Aqueous batteries, built on water-based electrolytes, have emerged as a compelling alternative to conventional nonaqueous Li-ion systems, offering inherent safety, cost-effectiveness, and environmental compatibility. These attributes make them particularly attractive for stationary energy storage, where volumetric or gravimetric energy densities are less critical than affordability and operational safety. The search for suitable chemistries has spanned both monovalent (Li+/Na+/K+) and multivalent ions (Zn2+/Mg2+/Al+3/Ca2+),1,2 each bringing unique opportunities and challenges. Among these, zinc-ion systems have garnered tremendous attention, primarily due to the high electrochemical reversibility of the zinc metal anode (∼0.76 V vs. SHE) in aqueous electrolytes – a distinct advantage over other chemistries that often rely on capacitive carbon-based anodes with inherently low capacity.
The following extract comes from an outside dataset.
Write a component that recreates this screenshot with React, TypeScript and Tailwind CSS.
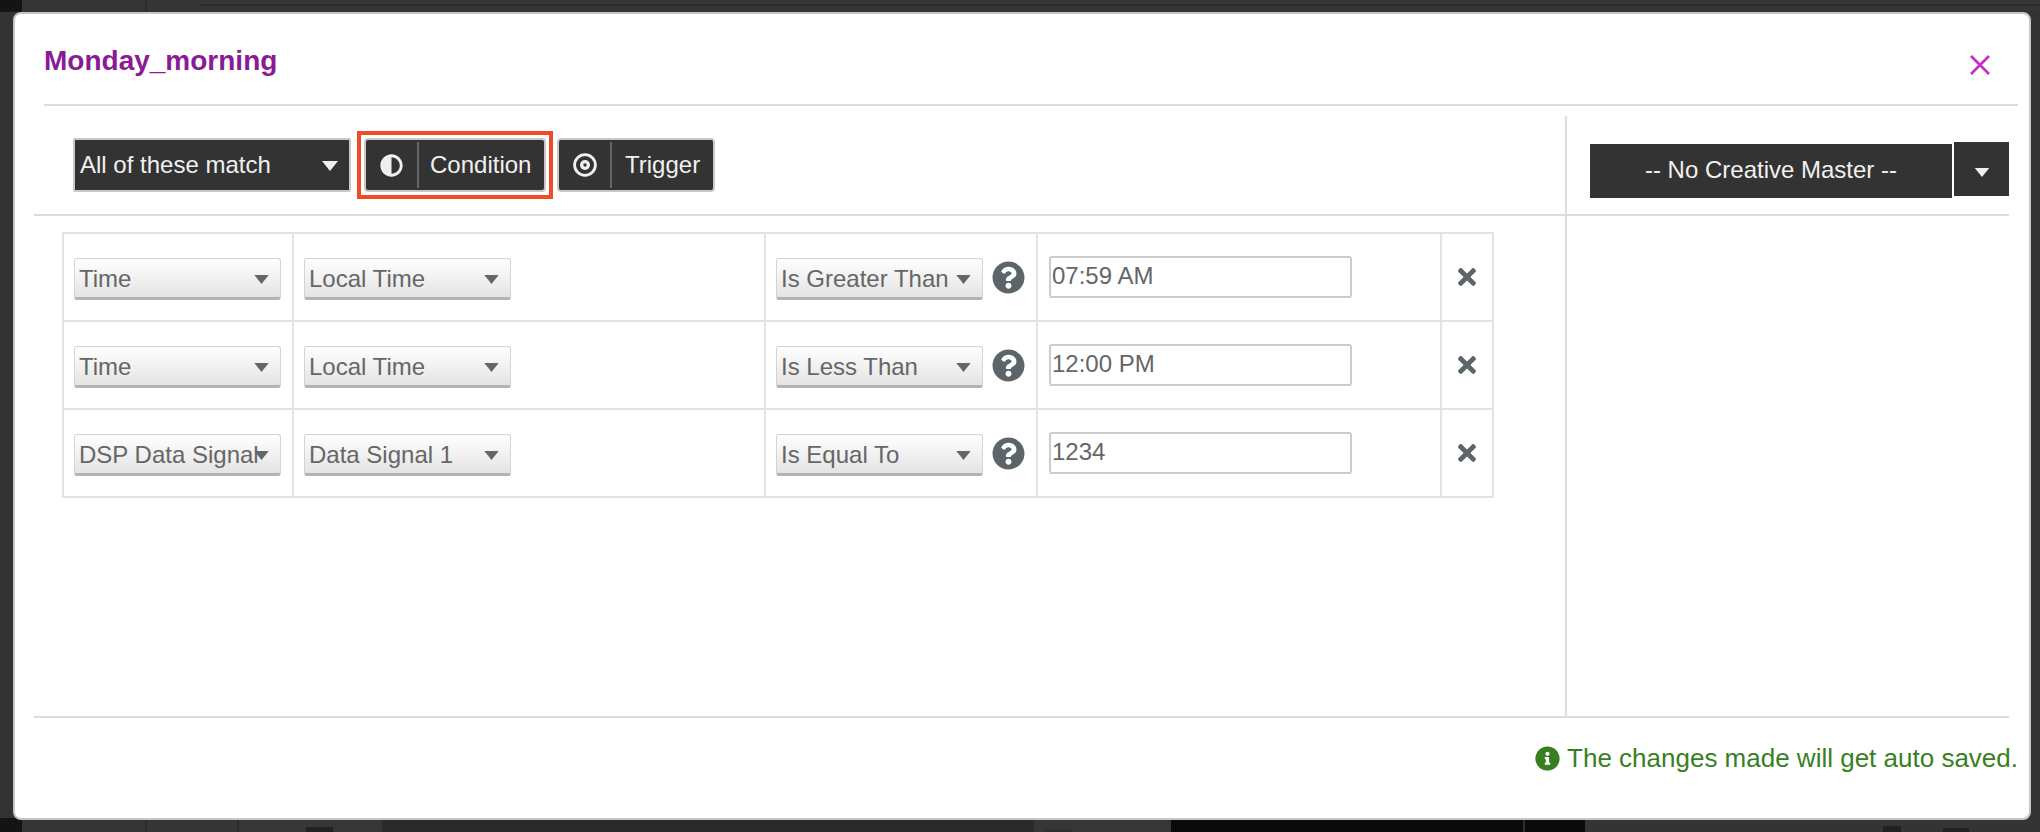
import React from 'react';
import { FaAdjust, FaInfoCircle, FaQuestionCircle, FaTimes } from 'react-icons/fa';

interface Rule {
  field: string;
  source: string;
  operator: string;
  value: string;
}

const rules: Rule[] = [
  { field: 'Time', source: 'Local Time', operator: 'Is Greater Than', value: '07:59 AM' },
  { field: 'Time', source: 'Local Time', operator: 'Is Less Than', value: '12:00 PM' },
  { field: 'DSP Data Signal', source: 'Data Signal 1', operator: 'Is Equal To', value: '1234' },
];

function Caret({ className }: { className: string }) {
  return (
    <svg viewBox="0 0 16 10" className={className} aria-hidden="true">
      <path d="M0 0h16L8 10z" fill="currentColor" />
    </svg>
  );
}

function SelectBox({ label, width }: { label: string; width: string }) {
  return (
    <div
      className={`relative mt-[4px] h-[42px] ${width} flex-none rounded-[3px] border border-b-[3px] border-[#d4d4d4] border-b-[#b4b4b4] bg-gradient-to-b from-white to-[#e4e4e4] pl-[4px] text-[24px] leading-[40px] text-[#666666]`}
    >
      <span className="block h-[38px] overflow-hidden whitespace-nowrap pr-[16px]">{label}</span>
      <Caret className="absolute right-[11px] top-[16px] h-[9px] w-[15px] text-[#666666]" />
    </div>
  );
}

function ToolButton({ icon, label, width, pad }: { icon: React.ReactNode; label: string; width: string; pad: string }) {
  return (
    <div className={`flex h-[54px] ${width} items-stretch rounded-[4px] border-2 border-[#c8c8c8] bg-[#333333] text-[24px] text-[#f0f0f0]`}>
      <span className="flex w-[51px] flex-none items-center justify-center">{icon}</span>
      <span className="my-[2px] w-[2px] flex-none bg-[#666666]" />
      <span className={`flex flex-1 items-center ${pad}`}>{label}</span>
    </div>
  );
}

function Background() {
  return (
    <div className="flex h-[832px] flex-col justify-between bg-[#333333]">
      <div className="flex h-[12px] bg-[#333333]">
        <div className="w-[22px] bg-[#141414]" />
        <div className="w-[123px] bg-[#353535]" />
        <div className="w-[2px] bg-[#2a2a2a]" />
        <div className="flex-1 bg-[#353535]">
          <div className="ml-[53px] mt-[4px] h-[2px] bg-[#2b2b2b]" />
        </div>
      </div>
      <div className="flex h-[14px]">
        <div className="w-[22px] bg-[#141414]" />
        <div className="w-[123px] bg-[#353535]" />
        <div className="w-[2px] bg-[#2a2a2a]" />
        <div className="w-[90px] bg-[#353535]" />
        <div className="w-[2px] bg-[#2a2a2a]" />
        <div className="w-[143px] bg-[#363636] pl-[67px] pt-[9px]">
          <div className="h-[5px] w-[27px] bg-[#222222]" />
        </div>
        <div className="w-[652px] bg-[#2a2a2a]" />
        <div className="w-[137px] bg-[#363636] pl-[10px] pt-[11px]">
          <div className="h-[3px] w-[27px] bg-[#2e2e2e]" />
        </div>
        <div className="w-[352px] bg-[#0a0a0a]" />
        <div className="w-[2px] bg-[#2f2f2f]" />
        <div className="w-[60px] bg-[#0a0a0a]" />
        <div className="flex flex-1 gap-[42px] bg-[#343434] pl-[298px] pt-[8px]">
          <div className="h-[6px] w-[18px] bg-[#222222]" />
          <div className="mt-[2px] h-[4px] w-[26px] bg-[#222222]" />
        </div>
      </div>
    </div>
  );
}

export default function App() {
  return (
    <div className="relative h-[832px] overflow-hidden font-['Liberation_Sans',Arial,sans-serif]">
      <Background />
      <div className="absolute left-[13px] top-[12px] flex h-[808px] w-[2018px] flex-col rounded-[8px] border-2 border-[#c6c6c6] bg-white">
        {/* Header */}
        <div className="ml-[29px] mr-[11px] flex h-[92px] flex-none justify-between border-b-2 border-[#dddddd]">
          <h1 className="pt-[31px] text-[28px] font-bold leading-[32px] text-[#8a1a96]">Monday_morning</h1>
          <svg viewBox="0 0 20 20" className="mr-[28px] mt-[41px] h-[20px] w-[20px] text-[#c42cc4]" aria-hidden="true">
            <path d="M1 1l18 18M19 1L1 19" stroke="currentColor" strokeWidth="2.6" fill="none" />
          </svg>
        </div>

        {/* Body */}
        <div className="ml-[19px] mr-[20px] mt-[10px] flex h-[602px] flex-none border-b-2 border-[#dddddd]">
          <div className="w-[1531px] flex-none">
            <div className="flex h-[100px] items-center border-b-2 border-[#dddddd] pl-[39px]">
              <div className="relative flex h-[54px] w-[278px] flex-none items-center rounded-[2px] border-2 border-[#c8c8c8] bg-[#333333] pl-[5px] text-[24px] text-[#f0f0f0]">
                All of these match
                <Caret className="absolute right-[11px] top-[20px] h-[12px] w-[16px] text-[#f0f0f0]" />
              </div>
              <div className="ml-[6px] flex-none border-4 border-[#f04a26] p-[3px]">
                <ToolButton icon={<FaAdjust className="h-[23px] w-[23px] text-[#f0f0f0]" />} label="Condition" width="w-[182px]" pad="pl-[11px]" />
              </div>
              <div className="ml-[4px] flex-none">
                <ToolButton
                  icon={
                    <svg viewBox="0 0 24 24" className="h-[24px] w-[24px]" aria-hidden="true">
                      <circle cx="12" cy="12" r="10.4" fill="none" stroke="#f0f0f0" strokeWidth="2.8" />
                      <circle cx="12" cy="12" r="5" fill="#f0f0f0" />
                      <circle cx="12" cy="12" r="1.7" fill="#333333" />
                    </svg>
                  }
                  label="Trigger"
                  width="w-[158px]"
                  pad="pl-[13px]"
                />
              </div>
            </div>

            <table className="ml-[28px] mt-[16px] w-[1430px] table-fixed border-collapse">
              <colgroup>
                <col className="w-[230px]" />
                <col className="w-[472px]" />
                <col className="w-[272px]" />
                <col className="w-[404px]" />
                <col className="w-[52px]" />
              </colgroup>
              <tbody>
                {rules.map((rule) => (
                  <tr key={rule.operator} className="h-[88px]">
                    <td className="border-2 border-[#e2e2e2] pl-[10px]">
                      <SelectBox label={rule.field} width="w-[207px]" />
                    </td>
                    <td className="border-2 border-[#e2e2e2] pl-[10px]">
                      <SelectBox label={rule.source} width="w-[207px]" />
                    </td>
                    <td className="border-2 border-[#e2e2e2] pl-[10px]">
                      <div className="flex items-center gap-[9px]">
                        <SelectBox label={rule.operator} width="w-[207px]" />
                        <FaQuestionCircle className="h-[33px] w-[33px] flex-none text-[#5c666a]" />
                      </div>
                    </td>
                    <td className="border-2 border-[#e2e2e2] pl-[11px]">
                      <input
                        readOnly
                        value={rule.value}
                        className="block h-[42px] w-[303px] rounded-[3px] border-2 border-[#cccccc] bg-white pb-[3px] pl-[1px] text-[24px] text-[#666666] outline-none"
                      />
                    </td>
                    <td className="border-2 border-[#e2e2e2]">
                      <FaTimes className="mx-auto h-[26px] w-[20px] text-[#5c666a]" />
                    </td>
                  </tr>
                ))}
              </tbody>
            </table>
          </div>

          <div className="flex-1 border-l-2 border-[#dddddd]">
            <div className="flex h-[100px] items-start border-b-2 border-[#dddddd] pl-[23px] pt-[26px]">
              <div className="mt-[2px] flex h-[54px] w-[362px] flex-none items-center justify-center bg-[#333333] pb-[2px] text-[24px] text-[#f0f0f0]">
                -- No Creative Master --
              </div>
              <div className="ml-[2px] flex h-[54px] w-[55px] flex-none items-center justify-center bg-[#333333] pt-[6px]">
                <Caret className="h-[9px] w-[16px] text-[#f0f0f0]" />
              </div>
            </div>
          </div>
        </div>

        {/* Footer */}
        <div className="mr-[11px] mt-[25px] flex items-center justify-end gap-[7px] text-[26px] leading-[30px] text-[#38801f]">
          <FaInfoCircle className="h-[25px] w-[25px] flex-none" />
          <span>The changes made will get auto saved.</span>
        </div>
      </div>
    </div>
  );
}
Yet zinc is far from a perfect solution. Despite its promise, the technology faces persistent hurdles: dendritic growth and hydrogen evolution-driven corrosion remain formidable barriers to long-term cycling under practical conditions. Over the past five years, intensive research efforts have shifted zinc-ion batteries from a niche curiosity to a serious contender for grid-scale storage, with advances in electrolyte engineering, interface stabilization, and cathode design.3–8 However, as with other multivalent-ion systems, cathode development continues to be the Achilles' heel. The palette of viable positive electrodes is rather narrow, dominated by MnO2 polymorphs,5,9,10 vanadium oxide bronzes,3,11–13 Prussian blue analogues (PBAs),6,14–16 and organic frameworks,17–19 and each is plagued by stability woes and limited capacity under practically relevant conditions. While MnO2 and vanadium-based cathodes have been extensively dissected, PBAs remain comparatively underexplored despite their structural versatility and theoretical promise.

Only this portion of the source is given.